Das Konzept zum Buch und damit auch Renés Hintergrundgeschichte entstand 2020. Allerdings konnte ich mich lange nicht entscheiden, in welchem Jahr ich meine Geschichte spielen lasse. 2020 und 2021 schieden aus, weil Corona eindeutig ein Konflikt zu viel gewesen wäre. Aber ich war lange hin- und hergerissen, ob ich es wagen soll, die Geschichte ins Jahr 2022 oder 2023 zu legen. Allerdings habe ich mir nicht zugetraut, eine gesellschaftliche Entwicklung „nach Corona“ vorherzusagen. Diese Geschichte im Jahr 2023 wäre in der Tat eine andere gewesen.

Der Krieg in der Ukraine hat mich während der Überarbeitung des Romans eiskalt erwischt. Zwischen beiden Kriegen gibt es etliche Parallelen, und in der Kombination aus Recherche und aktueller Berichterstattung war meine Sicht darauf plötzlich beängstigend scharf. Ich hatte mitunter das Gefühl, Entwicklungen im Ukrainekrieg vorhersehen zu können, und hatte zum Teil auch Recht damit. Das war eine sehr unheimliche Erfahrung. Alles das hat meine Arbeit am Buch beeinflusst, aber letztendlich sind meine „Sterne über Berlin“ ein Roman und kein Sachbuch. Deshalb hat nur ein Bruchteil meiner Recherche darin Platz gefunden. Der Fokus von Renés Geschichte liegt im menschlichen Leid und den psychischen Folgen, die ein Krieg auslöst. Und diese Folgen sind wohl bei allen Kriegen ähnlich.

Was wünschen Sie sich, was Leser:innen von dem Buch mitnehmen sollen?

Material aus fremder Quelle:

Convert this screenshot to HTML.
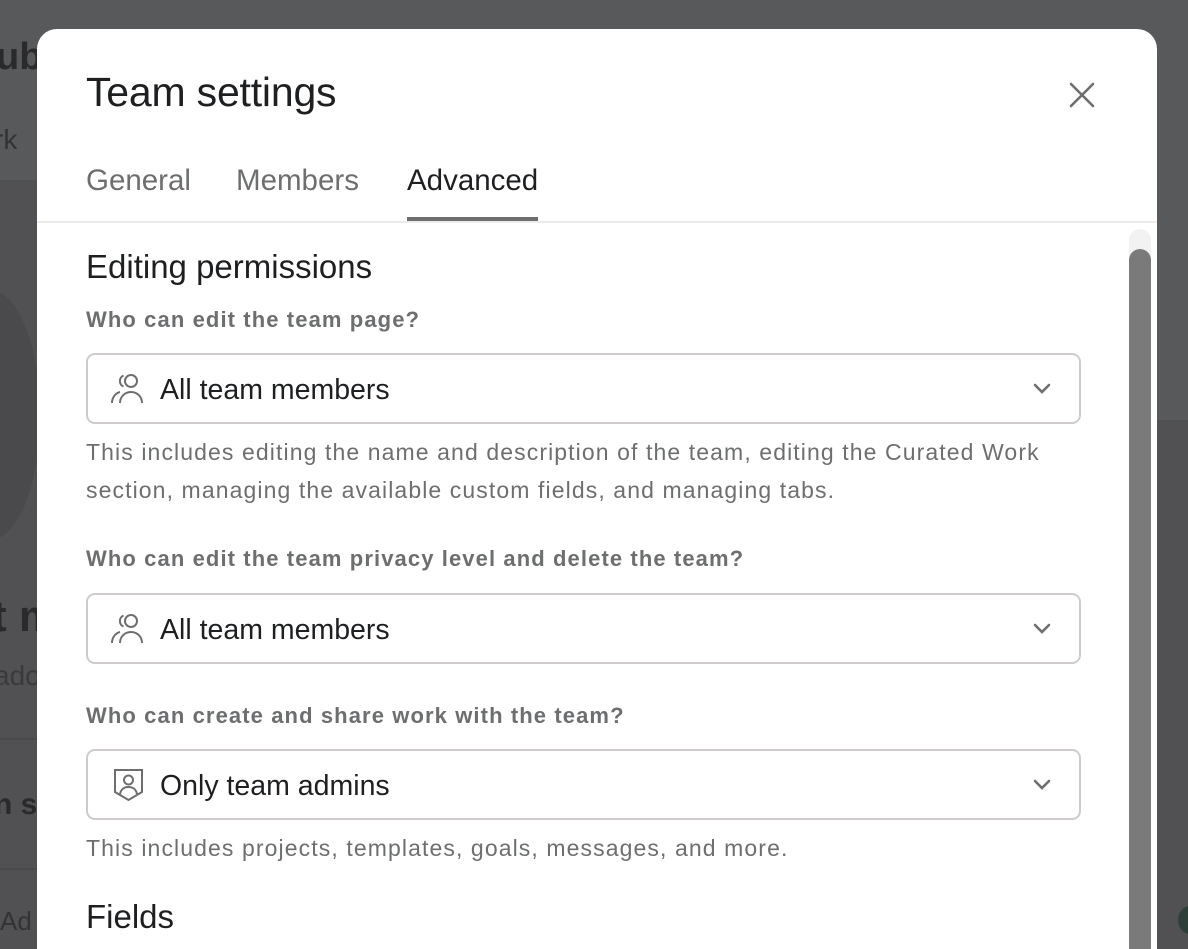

Ich wünsche mir, dass meine „Sterne“ ein Buch werden, das die Leser:innen später in ihrem Regal betrachten und sich mit einem leisen Seufzen an die Figuren und die Stimmung erinnern. Ich würde mich freuen, wenn jeder ein bisschen was von Indis „Licht“ mitnimmt, und gleichzeitig das Gefühl hat, der Komplexität unserer Welt und den Ursachen für Krieg oder Frieden ein kleines bisschen näher gekommen zu sein.